Statham – Stallone : un duo qui tue (rires)

A part ça, disons-le, l’intrigue de The Expendables est assez nulle, une vague histoire d’ex-agent de la CIA cupide et impitoyable qu’il faut éliminer. Mais peu importe car le vrai film réside dans ses scènes d’action, évidemment. Et à ce petit jeu, Stallone est assez bon. Sa mise en scène est impeccable, parfois audacieuse, se laissant aller par moments à de chaleureux élans gores, du plus bel effet. Dans son domaine, Stallone maîtrise finalement aussi bien son sujet que des spécialistes comme John Woo ou Paul Greengrass.

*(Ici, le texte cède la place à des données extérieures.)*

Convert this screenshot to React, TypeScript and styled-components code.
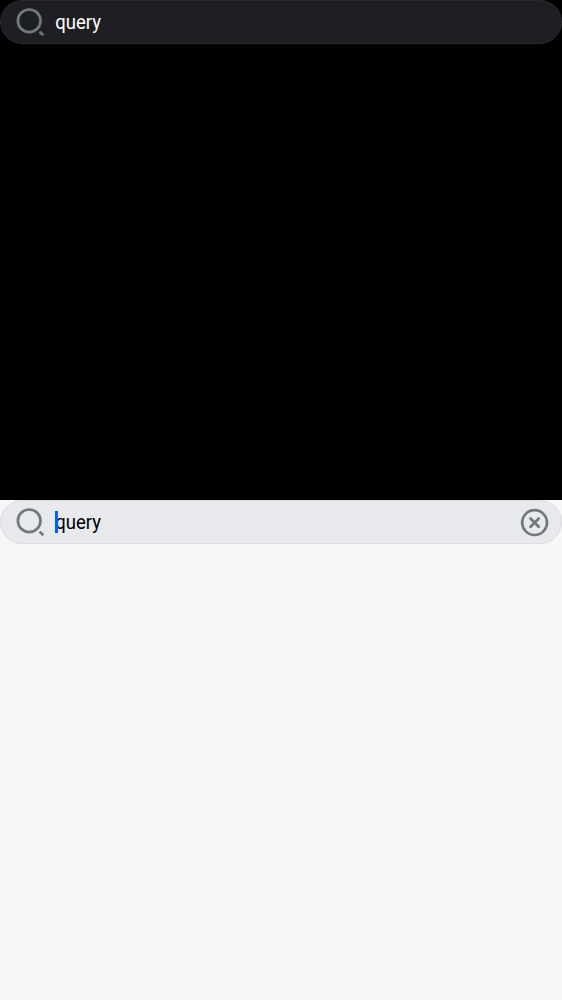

Jet Li est petit, et il en souffre

Pour ce qui est des dialogues par contre, c’est la grosse faiblesse du film, et il faut tout le talent de Mickey Rourke pour empêcher une scène de conversation mélodramatique de friser le grotesque. Heureusement, ce genre d’effusions se font rares et sont oubliées dix minutes plus tard après une bonne grosse tuerie. Cependant, un deuxième reproche que l’on pourrait faire à Stallone est l’invincibilité totale de ses protagonistes. Là où il aurait eu l’occasion de suggérer une certaine fragilité de ses héros laissés pour compte, il préfère en faire des machines à tuer invulnérables. Jamais touchés, jamais en danger, jamais morts.

En tout cas, on ressort plutôt réjoui de ce film de pur divertissement, pas déplaisant pour qui n’en attend que de belles fusillades et des dialogues bien connauds mais parfois rigolos.